The Legislature set a goal of investing an additional $1 billion into the state public education fund, which he says will fund a 4 percent increase in the Weighted Pupil Unit.

He said the budget increase will also contribute to counseling and mental health services in schools and provide facility upgrades. According to Herbert, the budget increase will more than cover the growth of new students. The governor also announced the Legislature will allocate a one time $50 million deposit into a fund for financially disadvantaged college students to improve accessibility.

Herbert warned students to be wary of the increasing fascination with socialism, saying tyranny and poverty follow economic systems in which states control production, bureaucrats allocate resources and governments pick the winners and the losers.

“That is why I support Representative Jefferson Moss’s bill to strengthen the curriculum in our required financial literacy course to include instruction on the core economic principles that have given us our freedom and our prosperity,” Herbert said.

Addressing air quality concerns, Herbert announced his goals to provide 300 electric vehicle charges for public use and 800 charging stations at private businesses to incentivize accessibility for low-emission vehicles.

Combined with incentives to replace wood-burning stoves, increase public transportation use and replace old vehicles and machinery with battery-powered options, Utah will reduce dangerous pollutants in the atmosphere by 14,000 tons, Herbert said.

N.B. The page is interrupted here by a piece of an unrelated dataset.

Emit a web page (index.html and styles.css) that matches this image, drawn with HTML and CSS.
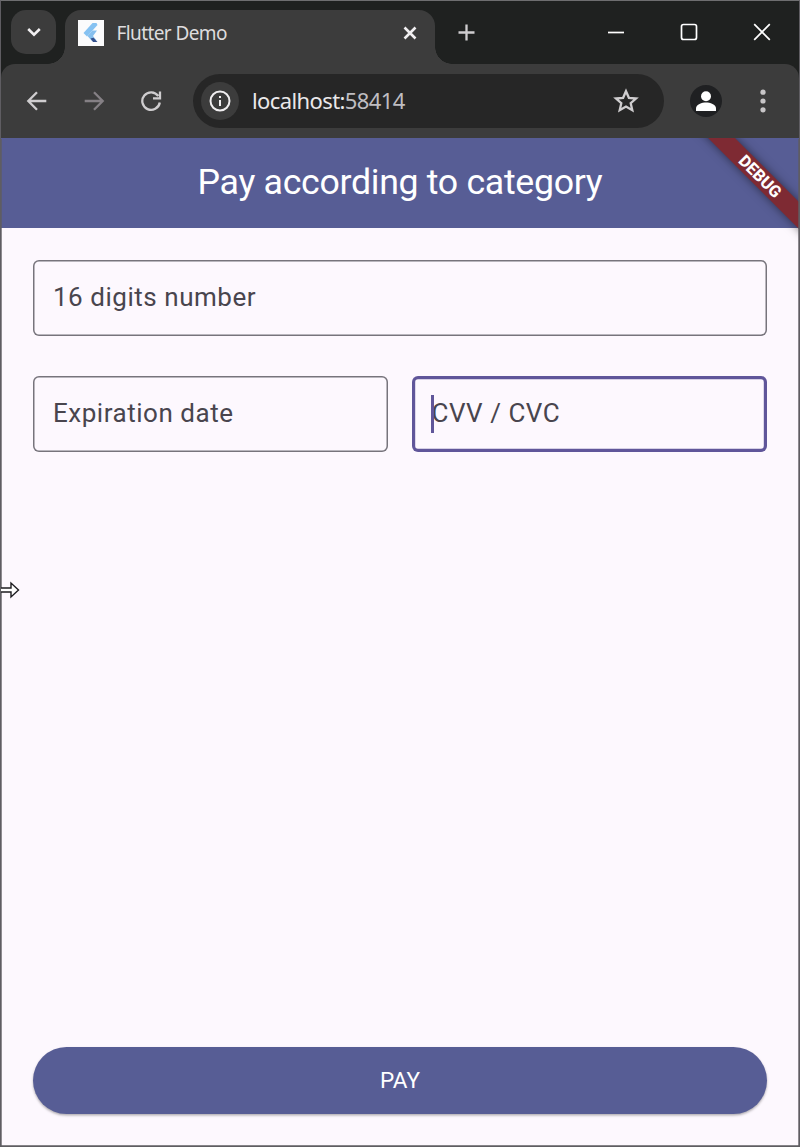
FILE: index.html
```html
<!DOCTYPE html>
<html lang="en">
<head>
<meta charset="utf-8">
<title>Flutter Demo</title>
<link rel="stylesheet" href="styles.css">
</head>
<body>
<div class="window">
  <header class="tabstrip">
    <div class="tab-search"><svg width="14" height="10" viewBox="0 0 14 10"><path d="M1.200 2l5.800 5.600L12.800 2" class="stroke bold"/></svg></div>
    <div class="tab">
      <svg class="favicon" width="26" height="26" viewBox="0 0 26 26">
        <rect width="26" height="26" fill="#fbfbfc"/>
        <path d="M18.500 3h-4L5.500 13l3.500 3.500L19.500 5z" fill="#86c2f2"/>
        <path d="M19 10.500h-4.500L9.500 16l4 4.500h5L15 16z" fill="#86bfee"/>
        <path d="M12.500 18.500l3-.8 4 4.300h-4.500z" fill="#34508c"/>
      </svg>
      <span class="tab-title">Flutter Demo</span>
      <svg class="tab-close" width="14" height="14" viewBox="0 0 14 14"><path d="M1.500 1.500l11 11M12.500 1.500l-11 11" class="stroke bold"/></svg>
    </div>
    <svg class="new-tab" width="17" height="17" viewBox="0 0 17 17"><path d="M8.500 .5v16M.5 8.500h16" class="stroke soft"/></svg>
    <div class="caption">
      <svg width="18" height="18" viewBox="0 0 18 18"><path d="M1 9.500h16" class="stroke thin"/></svg>
      <svg width="18" height="18" viewBox="0 0 18 18"><rect x="1.500" y="1.500" width="15" height="15" rx="2" class="stroke thin"/></svg>
      <svg width="18" height="18" viewBox="0 0 18 18"><path d="M1.200 1.200l15.600 15.600M16.800 1.200L1.200 16.800" class="stroke thin"/></svg>
    </div>
  </header>
  <nav class="toolbar">
    <svg class="back" width="22" height="22" viewBox="0 0 22 22"><path d="M20.300 11H2.500M11 2.300L2.300 11l8.700 8.700" class="stroke soft"/></svg>
    <svg class="forward" width="22" height="22" viewBox="0 0 22 22"><path d="M1.700 11h17.800M11 2.300l8.700 8.700-8.700 8.700" class="stroke dim"/></svg>
    <svg class="reload" width="22" height="22" viewBox="0 0 22 22"><path d="M19.800 12.500A8.800 8.800 0 1 1 18.300 6M20 1.500v6.800h-7" class="stroke soft"/></svg>
    <div class="omnibox">
      <div class="site-info"><svg width="22" height="22" viewBox="0 0 22 22"><circle cx="11" cy="11" r="9.500" class="stroke"/><path d="M11 10v6M11 6v2" class="stroke"/></svg></div>
      <span class="url">localhost:<span class="port">58414</span></span>
      <svg class="star" width="26" height="26" viewBox="0 0 26 26"><path d="M13 3.200l2.900 6.600 7.200.7-5.400 4.700 1.600 7L13 18.500l-6.300 3.700 1.600-7-5.400-4.700 7.200-.7z" class="stroke soft"/></svg>
    </div>
    <svg class="profile" width="32" height="32" viewBox="0 0 32 32"><circle cx="16" cy="16" r="16" fill="#1f2022"/><circle cx="16" cy="11.300" r="5" fill="#fff"/><path d="M6 26v-2.500c0-4.200 6-6 10-6s10 1.800 10 6V26z" fill="#fff"/></svg>
    <svg class="menu" width="6" height="24" viewBox="0 0 6 24"><g fill="#c8c6c8"><circle cx="3" cy="3.200" r="2.600"/><circle cx="3" cy="12" r="2.600"/><circle cx="3" cy="20.800" r="2.600"/></g></svg>
  </nav>
  <main class="app">
    <div class="appbar"><h1>Pay according to category</h1></div>
    <div class="ribbon-clip"><div class="ribbon">DEBUG</div></div>
    <form class="form">
      <div class="field"><span>16 digits number</span></div>
      <div class="row">
        <div class="field"><span>Expiration date</span></div>
        <div class="field focused"><span>CVV / CVC</span><i class="caret"></i></div>
      </div>
    </form>
    <button class="pay" type="button">PAY</button>
  </main>
  <svg class="pointer" width="20" height="18" viewBox="0 0 20 18"><path d="M-2 7h13V2l7.500 7-7.500 7v-5H-2z" fill="#fff" stroke="#1c1b1f" stroke-width="1.400"/></svg>
</div>
</body>
</html>
```
FILE: styles.css
```css
* { box-sizing: border-box; }
body { margin: 0; background: #fdf8fe; }
svg { display: block; flex: none; }
.window {
  position: relative;
  width: 800px;
  height: 1147px;
  display: flex;
  flex-direction: column;
  overflow: hidden;
  border: 1px solid #5f5d62;
  border-top-color: #6e6e70;
  background: #1f2120;
}
.stroke { fill: none; stroke: #f1eff1; stroke-width: 2; }
.bold { stroke-width: 2.600; }
.soft { stroke: #cfcdcf; stroke-width: 2.300; }
.dim { stroke: #858085; stroke-width: 2.300; }
.thin { stroke: #fff; stroke-width: 1.700; }

.tabstrip { height: 63px; flex: none; display: flex; align-items: flex-start; }
.tab-search {
  width: 45px;
  height: 44px;
  margin: 9px 9px 0 10px;
  border-radius: 15px;
  background: #3c3c3c;
  display: grid;
  place-items: center;
}
.tab {
  position: relative;
  width: 370px;
  height: 54px;
  margin-top: 9px;
  padding: 0 18.500px 9px 13px;
  display: flex;
  align-items: center;
  border-radius: 16px 16px 0 0;
  background: #3c3c3c;
}
.tab::before, .tab::after {
  content: "";
  position: absolute;
  bottom: 0;
  width: 17px;
  height: 17px;
}
.tab::before { left: -17px; background: radial-gradient(circle at 0 0, transparent 16.500px, #3c3c3c 17px); }
.tab::after { right: -17px; background: radial-gradient(circle at 100% 0, transparent 16.500px, #3c3c3c 17px); }
.tab-title {
  margin-left: 12.500px;
  flex: 1;
  font: 19px/26px "Noto Sans", sans-serif;
  letter-spacing: -0.6px;
  color: #dedcde;
}
.new-tab { margin: 23px 0 0 23px; }
.caption { display: flex; gap: 55px; margin: 22px 28px 0 auto; }

.toolbar {
  height: 74px;
  flex: none;
  display: flex;
  align-items: center;
  padding: 0 33px 1px 25px;
  border-radius: 14px 14px 0 0;
  background: #3c3c3c;
}
.forward { margin-left: 35px; }
.reload { margin-left: 35px; }
.omnibox {
  width: 471px;
  height: 54px;
  margin-left: 31px;
  padding: 0 25px 0 8px;
  display: flex;
  align-items: center;
  border-radius: 27px;
  background: #262626;
}
.site-info {
  width: 38px;
  height: 38px;
  border-radius: 50%;
  background: #3c3c3c;
  display: grid;
  place-items: center;
}
.url {
  margin: -2px 0 0 13px;
  flex: 1;
  font: 22px/30px "Noto Sans", sans-serif;
  letter-spacing: -0.6px;
  color: #eae8ea;
}
.port { color: #bfbdc1; }
.profile { margin-left: 26px; }
.menu { margin-left: auto; }

.app {
  position: relative;
  flex: 1;
  display: flex;
  flex-direction: column;
  font-family: Roboto, sans-serif;
  background: #fdf8fe;
}
.app::after {
  content: "";
  position: absolute;
  inset: -1px 0 0;
  box-shadow: inset 0 0 0 .7px #5f5d62;
  clip-path: inset(2px 0 0 0);
  pointer-events: none;
}
.appbar {
  height: 90px;
  padding-bottom: 3px;
  display: grid;
  place-items: center;
  background: #575d95;
}
h1 { margin: 0; font-size: 35.700px; font-weight: 400; line-height: 46px; letter-spacing: -0.3px; color: #fff; }
.ribbon-clip {
  position: absolute;
  top: 0;
  right: 0;
  width: 120px;
  height: 120px;
  overflow: hidden;
}
.ribbon {
  position: absolute;
  left: -19px;
  top: 28.500px;
  width: 200px;
  height: 19px;
  transform: rotate(45deg);
  background: #7e2a33;
  box-shadow: 0 0 10px rgba(0, 0, 0, .5);
  font-size: 16.500px;
  font-weight: 800;
  line-height: 19px;
  text-align: center;
  color: #fff;
}
.form { padding: 31.500px 32.400px; display: flex; flex-direction: column; gap: 40px; }
.row { display: grid; grid-template-columns: 1fr 1fr; gap: 24px; }
.field {
  position: relative;
  height: 76px;
  padding: 0 19.500px 2px;
  display: flex;
  align-items: center;
  box-shadow: inset 0 0 0 1.500px #77747c;
  border-radius: 6px;
  font-size: 26px;
  letter-spacing: .54px;
  color: #49454e;
}
.focused { box-shadow: inset 0 0 0 3.200px #60569a; }
.caret {
  position: absolute;
  left: 19px;
  top: 19px;
  width: 3px;
  height: 38px;
  background: #60569a;
}
.pay {
  margin: auto 32.400px 32px;
  height: 67px;
  padding: 0 0 1px;
  border: 0;
  border-radius: 34px;
  background: #575d95;
  box-shadow: 0 1.500px 2.500px rgba(0, 0, 0, .3);
  font: 22.500px/30px Roboto, sans-serif;
  color: #fff;
}
.pointer { position: absolute; left: -1px; top: 580px; }
```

To close, Herbert mentioned the 150th anniversary of the completion of the first transcontinental railroad. Acknowledging the many forgotten Irish immigrants, underpaid Chinese, freed slaves and exiled Mormons that worked on the project, Herbert shared three lessons.

“First, we can and we should do more to protect the nameless, the outcast and the vulnerable. Second, even in times of deep division and discord, even when some naysayers are betting against us, great things can be envisioned and can be accomplished. And finally, although we come from diverse backgrounds and experience, we can work side-by-side, sunup to sundown, with the spirit of cooperation to lay a foundation for our future prosperity,” Herbert said.